Wednesday, February 22, 2017

Righty or lefty? Your spinal cord may have decided

As you scroll through these words with a swipe of the finger or click of the mouse, you're likely doing it with the same hand you use to draw or swing a bat. But why? Science has told us that our favoring of our right or left hands could be traced back to our roots as thumb-sucking fetuses, where the brain directs such movements, but new research out of Germany is casting doubt on this thinking, suggesting that it all begins in the spinal cord instead. 

Ultrasound scans in the 1980s revealed that we develop a preference for the right or left hand as early as the eighth week of pregnancy and begin sucking the left or right thumb from the 13th week. It is known that arm and hand movements are initiated by the brain's motor cortex, which sends a signal via the spinal cord to turn commands into motion. 

But for researchers at Ruhr-Universität Bochum, a public university in Germany, something didn't quite add up with this line of thinking: the motor cortex is not connected to the spinal cord when we begin to exhibit this early asymmetry. So with the precursors for handedness evident before this connection has formed, the researchers suspected that its roots could be found in the spinal cord instead.
They set out to explore this theory by studying the gene expression in the spinal cord during the eight to twelfth week of pregnancy. 
Sebastian Ocklenburg, who headed up the research, tells us that they did this by first drawing spinal cord tissue samples from the fetus. They then used a product called INVIEW Transcriptome Discover to analyze the extracted mRNA, the family of RNA molecules that transfer genetic information from the DNA to protein-making structures called ribosomes. 

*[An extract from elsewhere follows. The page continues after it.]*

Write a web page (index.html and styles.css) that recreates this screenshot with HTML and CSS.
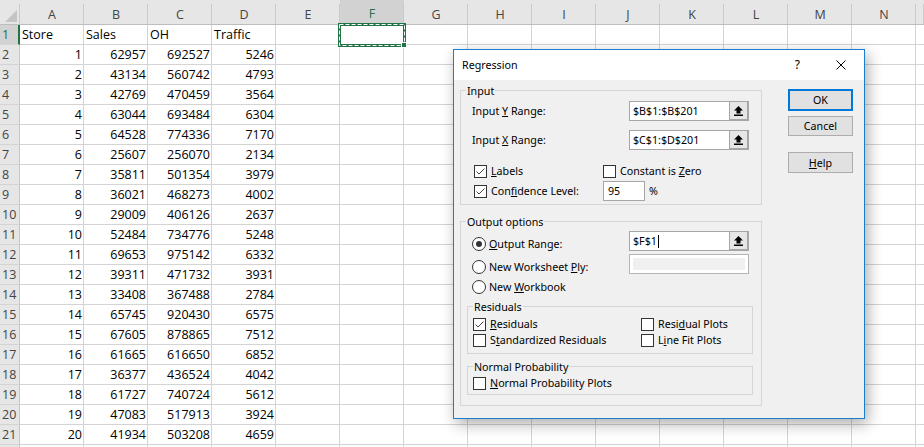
FILE: index.html
```html
<!DOCTYPE html>
<html>
<head>
<meta charset="utf-8">
<title>Regression</title>
<link rel="stylesheet" href="styles.css">
</head>
<body>
<div class="sheet">
  <span class="corner"><svg width="20" height="24" viewBox="0 0 20 24"><polygon points="17,10 17,22 5,22" fill="#c4c4c4"/></svg></span>
  <span class="ch">A</span><span class="ch">B</span><span class="ch">C</span><span class="ch">D</span><span class="ch">E</span><span class="ch sel">F</span><span class="ch">G</span><span class="ch">H</span><span class="ch">I</span><span class="ch">J</span><span class="ch">K</span><span class="ch">L</span><span class="ch">M</span><span class="ch">N</span><span class="ch"></span>

  <span class="rh sel">1</span><span>Store</span><span>Sales</span><span>OH</span><span>Traffic</span><span></span><span class="active"><svg class="ants" width="72" height="28" viewBox="0 0 72 28"><rect x="1.5" y="1.5" width="65" height="21" fill="none" stroke="#217346" stroke-width="3"/><rect x="1.5" y="1.5" width="65" height="21" fill="none" stroke="#fff" stroke-width="1" stroke-dasharray="4 2"/><rect x="63.5" y="19.5" width="5" height="5" fill="#217346" stroke="#fff" stroke-width="1"/></svg></span><span class="blank b9"></span>
  <span class="rh">2</span><span class="n">1</span><span class="n">62957</span><span class="n">692527</span><span class="n">5246</span><span class="blank"></span>
  <span class="rh">3</span><span class="n">2</span><span class="n">43134</span><span class="n">560742</span><span class="n">4793</span><span class="blank"></span>
  <span class="rh">4</span><span class="n">3</span><span class="n">42769</span><span class="n">470459</span><span class="n">3564</span><span class="blank"></span>
  <span class="rh">5</span><span class="n">4</span><span class="n">63044</span><span class="n">693484</span><span class="n">6304</span><span class="blank"></span>
  <span class="rh">6</span><span class="n">5</span><span class="n">64528</span><span class="n">774336</span><span class="n">7170</span><span class="blank"></span>
  <span class="rh">7</span><span class="n">6</span><span class="n">25607</span><span class="n">256070</span><span class="n">2134</span><span class="blank"></span>
  <span class="rh">8</span><span class="n">7</span><span class="n">35811</span><span class="n">501354</span><span class="n">3979</span><span class="blank"></span>
  <span class="rh">9</span><span class="n">8</span><span class="n">36021</span><span class="n">468273</span><span class="n">4002</span><span class="blank"></span>
  <span class="rh">10</span><span class="n">9</span><span class="n">29009</span><span class="n">406126</span><span class="n">2637</span><span class="blank"></span>
  <span class="rh">11</span><span class="n">10</span><span class="n">52484</span><span class="n">734776</span><span class="n">5248</span><span class="blank"></span>
  <span class="rh">12</span><span class="n">11</span><span class="n">69653</span><span class="n">975142</span><span class="n">6332</span><span class="blank"></span>
  <span class="rh">13</span><span class="n">12</span><span class="n">39311</span><span class="n">471732</span><span class="n">3931</span><span class="blank"></span>
  <span class="rh">14</span><span class="n">13</span><span class="n">33408</span><span class="n">367488</span><span class="n">2784</span><span class="blank"></span>
  <span class="rh">15</span><span class="n">14</span><span class="n">65745</span><span class="n">920430</span><span class="n">6575</span><span class="blank"></span>
  <span class="rh">16</span><span class="n">15</span><span class="n">67605</span><span class="n">878865</span><span class="n">7512</span><span class="blank"></span>
  <span class="rh">17</span><span class="n">16</span><span class="n">61665</span><span class="n">616650</span><span class="n">6852</span><span class="blank"></span>
  <span class="rh">18</span><span class="n">17</span><span class="n">36377</span><span class="n">436524</span><span class="n">4042</span><span class="blank"></span>
  <span class="rh">19</span><span class="n">18</span><span class="n">61727</span><span class="n">740724</span><span class="n">5612</span><span class="blank"></span>
  <span class="rh">20</span><span class="n">19</span><span class="n">47083</span><span class="n">517913</span><span class="n">3924</span><span class="blank"></span>
  <span class="rh">21</span><span class="n">20</span><span class="n">41934</span><span class="n">503208</span><span class="n">4659</span><span class="blank"></span>
  <span class="rh"></span><span></span><span></span><span></span><span></span><span class="blank"></span>
</div>

<div class="dialog">
  <div class="titlebar">
    <span class="title">Regression</span>
    <span class="qmark">?</span>
    <svg class="close" width="10" height="10" viewBox="0 0 10 10"><path d="M0.5 0.5L9.5 9.5M9.5 0.5L0.5 9.5" stroke="#000" stroke-width="1"/></svg>
  </div>
  <div class="dbody">
    <div class="groups">
      <div class="group g-input">
        <span class="legend">Input</span>
        <div class="range-row r-y">
          <span>Input <u>Y</u> Range:</span>
          <div class="range"><span class="val">$B$1:$B$201</span><span class="pick"><svg width="9" height="10" viewBox="0 0 9 10"><path d="M4.5 0L9 4.5H6.5V7.5H2.5V4.5H0Z" fill="#000"/><rect x="0" y="8.5" width="9" height="1.5" fill="#000"/></svg></span></div>
        </div>
        <div class="range-row r-x">
          <span>Input <u>X</u> Range:</span>
          <div class="range"><span class="val">$C$1:$D$201</span><span class="pick"><svg width="9" height="10" viewBox="0 0 9 10"><path d="M4.5 0L9 4.5H6.5V7.5H2.5V4.5H0Z" fill="#000"/><rect x="0" y="8.5" width="9" height="1.5" fill="#000"/></svg></span></div>
        </div>
        <div class="checks c-1">
          <span class="cb"><span class="box"><svg width="11" height="11" viewBox="0 0 11 11"><path d="M1.5 5.5L4 8L9.5 2.5" fill="none" stroke="#444" stroke-width="1"/></svg></span><span><u>L</u>abels</span></span>
          <span class="cb"><span class="box"></span><span>Constant is <u>Z</u>ero</span></span>
        </div>
        <div class="checks c-2">
          <span class="cb"><span class="box"><svg width="11" height="11" viewBox="0 0 11 11"><path d="M1.5 5.5L4 8L9.5 2.5" fill="none" stroke="#444" stroke-width="1"/></svg></span><span>Con<u>f</u>idence Level:</span></span>
          <span class="conf"><span class="small-input">95</span><span>%</span></span>
        </div>
      </div>

      <div class="group g-output">
        <span class="legend">Output options</span>
        <div class="o-row o-row1">
          <span class="rb"><span class="radio on"></span><span><u>O</u>utput Range:</span></span>
          <div class="range"><span class="val">$F$1<span class="caret"></span></span><span class="pick"><svg width="9" height="10" viewBox="0 0 9 10"><path d="M4.5 0L9 4.5H6.5V7.5H2.5V4.5H0Z" fill="#000"/><rect x="0" y="8.5" width="9" height="1.5" fill="#000"/></svg></span></div>
        </div>
        <div class="o-row o-row2">
          <span class="rb"><span class="radio"></span><span>New Worksheet <u>P</u>ly:</span></span>
          <div class="disabled-input"></div>
        </div>
        <div class="o-row o-row3">
          <span class="rb"><span class="radio"></span><span>New <u>W</u>orkbook</span></span>
        </div>

        <div class="group g-res">
          <span class="legend">Residuals</span>
          <div class="res-grid res-1">
            <span class="cb"><span class="box"><svg width="11" height="11" viewBox="0 0 11 11"><path d="M1.5 5.5L4 8L9.5 2.5" fill="none" stroke="#444" stroke-width="1"/></svg></span><span><u>R</u>esiduals</span></span>
            <span class="cb"><span class="box"></span><span>Resi<u>d</u>ual Plots</span></span>
          </div>
          <div class="res-grid res-2">
            <span class="cb"><span class="box"></span><span>S<u>t</u>andardized Residuals</span></span>
            <span class="cb"><span class="box"></span><span>L<u>i</u>ne Fit Plots</span></span>
          </div>
        </div>

        <div class="group g-norm">
          <span class="legend">Normal Probability</span>
          <div class="res-grid norm-1">
            <span class="cb"><span class="box"></span><span><u>N</u>ormal Probability Plots</span></span>
          </div>
        </div>
      </div>
    </div>

    <div class="buttons">
      <span class="btn btn-ok">OK</span>
      <span class="btn btn-cancel">Cancel</span>
      <span class="btn btn-help"><u>H</u>elp</span>
    </div>
  </div>
</div>
</body>
</html>
```

FILE: styles.css
```css
* { box-sizing: border-box; }

body {
  margin: 0;
  width: 924px;
  height: 447px;
  overflow: hidden;
  background: #fff;
  position: relative;
  font-family: "Open Sans", "Liberation Sans", sans-serif;
}

/* ---------- spreadsheet ---------- */
.sheet {
  display: grid;
  grid-template-columns: 20px repeat(14, 64px) 1fr;
  grid-template-rows: 25px;
  grid-auto-rows: 20px;
  height: 447px;
  overflow: hidden;
  font-size: 12.5px;
  line-height: 19px;
  color: #000;
}

.sheet > span {
  border-right: 1px solid #d4d4d4;
  border-bottom: 1px solid #d4d4d4;
  padding: 0 1px 0 2px;
  white-space: nowrap;
  overflow: hidden;
}

.sheet > .n { text-align: right; }

.sheet > .corner,
.sheet > .ch {
  background: #e6e6e6 linear-gradient(#cacaca, #cacaca) no-repeat right bottom / 1px 20px;
  border-right: 0;
  border-bottom: 1px solid #bdbdbd;
  padding: 5px 0 0;
  text-align: center;
  color: #444;
  line-height: 19px;
}

.sheet > .corner { padding: 0; }
.corner svg { display: block; }

.sheet > .ch.sel {
  background-color: #d2d2d2;
  color: #217346;
  border-bottom: 2px solid #217346;
  line-height: 18px;
}

.sheet > .rh {
  background: #e6e6e6;
  color: #444;
  border-right: 1px solid #c6c6c6;
  border-bottom: 1px solid #d4d4d4;
  padding-left: 2px;
}

.sheet > .rh.sel {
  background: #d2d2d2;
  color: #217346;
  border-right: 2px solid #217346;
}

.sheet > .blank {
  grid-column: span 11;
  border-right: 0;
  background: repeating-linear-gradient(to right, transparent 0 63px, #d4d4d4 63px 64px);
}

.sheet > .blank.b9 { grid-column: span 9; }

.sheet > .active {
  position: relative;
  overflow: visible;
}

.ants {
  position: absolute;
  left: -2px;
  top: -2px;
  display: block;
  z-index: 2;
}

/* ---------- dialog ---------- */
.dialog {
  position: absolute;
  left: 453px;
  top: 49px;
  width: 412px;
  height: 370px;
  border: 1px solid #1a7dd0;
  background: #f0f0f0;
  box-shadow: 3px 5px 14px rgba(0, 0, 0, 0.32);
  font-family: "Noto Sans", "Liberation Sans", sans-serif;
  font-size: 10.7px;
  line-height: 14px;
  color: #000;
  display: flex;
  flex-direction: column;
  z-index: 10;
}

.dialog u { text-underline-offset: 1px; }

.titlebar {
  height: 30px;
  background: #fff;
  display: flex;
  align-items: center;
  padding-left: 8px;
}

.title {
  flex: 1;
  line-height: 30px;
}

.qmark {
  font-size: 12px;
  margin-right: 36px;
  line-height: 30px;
}

.close {
  display: block;
  margin-right: 18px;
}

.dbody {
  flex: 1;
  display: flex;
  padding-left: 6px;
}

.groups { width: 302px; }

.group {
  position: relative;
  border: 1px solid #d5d5d5;
}

.legend {
  position: absolute;
  top: -7px;
  left: 5px;
  padding: 0 1px;
  background: #f0f0f0;
  line-height: 14px;
  white-space: nowrap;
}

.g-input {
  margin-top: 10px;
  padding: 0 12px 3px 11px;
}

.range-row {
  display: flex;
  align-items: center;
  justify-content: space-between;
  height: 20px;
}

.r-y { margin-top: 10px; }
.r-x { margin-top: 9px; }

.range {
  width: 120px;
  height: 20px;
  display: flex;
  border: 1px solid #a6a6a6;
  background: #fff;
}

.val {
  flex: 1;
  padding-left: 3px;
  line-height: 18px;
  white-space: nowrap;
  display: flex;
  align-items: center;
}

.caret {
  width: 1px;
  height: 13px;
  background: #000;
  margin-left: 1px;
}

.pick {
  width: 20px;
  display: flex;
  align-items: center;
  justify-content: center;
  background: #e6e6e6;
  border: 1px solid #a6a6a6;
  margin: -1px -1px -1px 0;
  border-width: 1px 2px 2px 1px;
}

.checks {
  display: grid;
  grid-template-columns: 129px 1fr;
  align-items: center;
  margin-left: 2px;
}

.c-1 { margin-top: 13px; height: 16px; }
.c-2 { margin-top: 2px; height: 20px; }

.cb {
  display: flex;
  align-items: center;
  gap: 4px;
  white-space: nowrap;
}

.box {
  width: 13px;
  height: 13px;
  flex: none;
  border: 1px solid #333;
  background: #fff;
  display: flex;
}

.box svg { display: block; }

.conf {
  display: flex;
  align-items: center;
  gap: 4px;
}

.small-input {
  width: 42px;
  height: 20px;
  border: 1px solid #a6a6a6;
  background: #fff;
  padding-left: 4px;
  line-height: 18px;
}

.g-output {
  margin-top: 16px;
  padding: 0 8px 10px 6px;
}

.o-row {
  display: flex;
  justify-content: space-between;
  align-items: center;
  margin: 0 4px 0 5px;
}

.o-row1 { margin-top: 9px; height: 20px; }
.o-row2 { margin-top: 3px; height: 20px; }
.o-row3 { margin-top: 5px; height: 16px; }

.o-row1 .rb,
.o-row2 .rb { align-self: flex-end; }

.rb {
  display: flex;
  align-items: center;
  gap: 3px;
  white-space: nowrap;
  height: 14px;
}

.radio {
  width: 14px;
  height: 14px;
  flex: none;
  border-radius: 50%;
  border: 1px solid #333;
  background: #fff;
  display: flex;
  align-items: center;
  justify-content: center;
}

.radio.on::after {
  content: "";
  width: 6px;
  height: 6px;
  border-radius: 50%;
  background: #333;
}

.disabled-input {
  width: 120px;
  height: 20px;
  border: 1px solid #b4b4b4;
  background: #f0f0f0;
  box-shadow: inset 0 0 0 3px #fff;
}

.g-res {
  margin-top: 11px;
  padding: 0 0 6px 5px;
}

.res-grid {
  display: grid;
  grid-template-columns: 168px 1fr;
  align-items: center;
  height: 14px;
}

.res-1 { margin-top: 10px; }
.res-2 { margin-top: 2px; }

.g-norm {
  margin-top: 12px;
  padding: 0 0 4px 5px;
}

.norm-1 { margin-top: 9px; }

.buttons {
  margin-left: 26px;
  padding-top: 9px;
  width: 65px;
  display: flex;
  flex-direction: column;
}

.btn {
  display: flex;
  align-items: center;
  justify-content: center;
  background: #e1e1e1;
  border: 1px solid #adadad;
}

.btn-ok {
  height: 22px;
  border: 2px solid #0078d7;
}

.btn-cancel {
  margin-top: 5px;
  height: 20px;
}

.btn-help {
  margin-top: 16px;
  height: 21px;
}
```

He and his team found clear right and left differences in the spinal cord segments of the eight-week fetuses that control arm and leg movement. Interestingly, the team traced the cause of this asymmetric gene activity and believe that epigenetic factors may be behind it. That is to say, that environmental influences may be at play. One example of this could be enzymes bonding methyl groups to DNA which in turn inhibits reading of the genes. When this process plays out to a different extent on the left and right side of the spinal cord, it would mean there is a difference in gene activity on either side. 

"These results fundamentally change our understanding of the cause of hemispheric asymmetries," the researchers write. 

Their work was published in the journal eLife.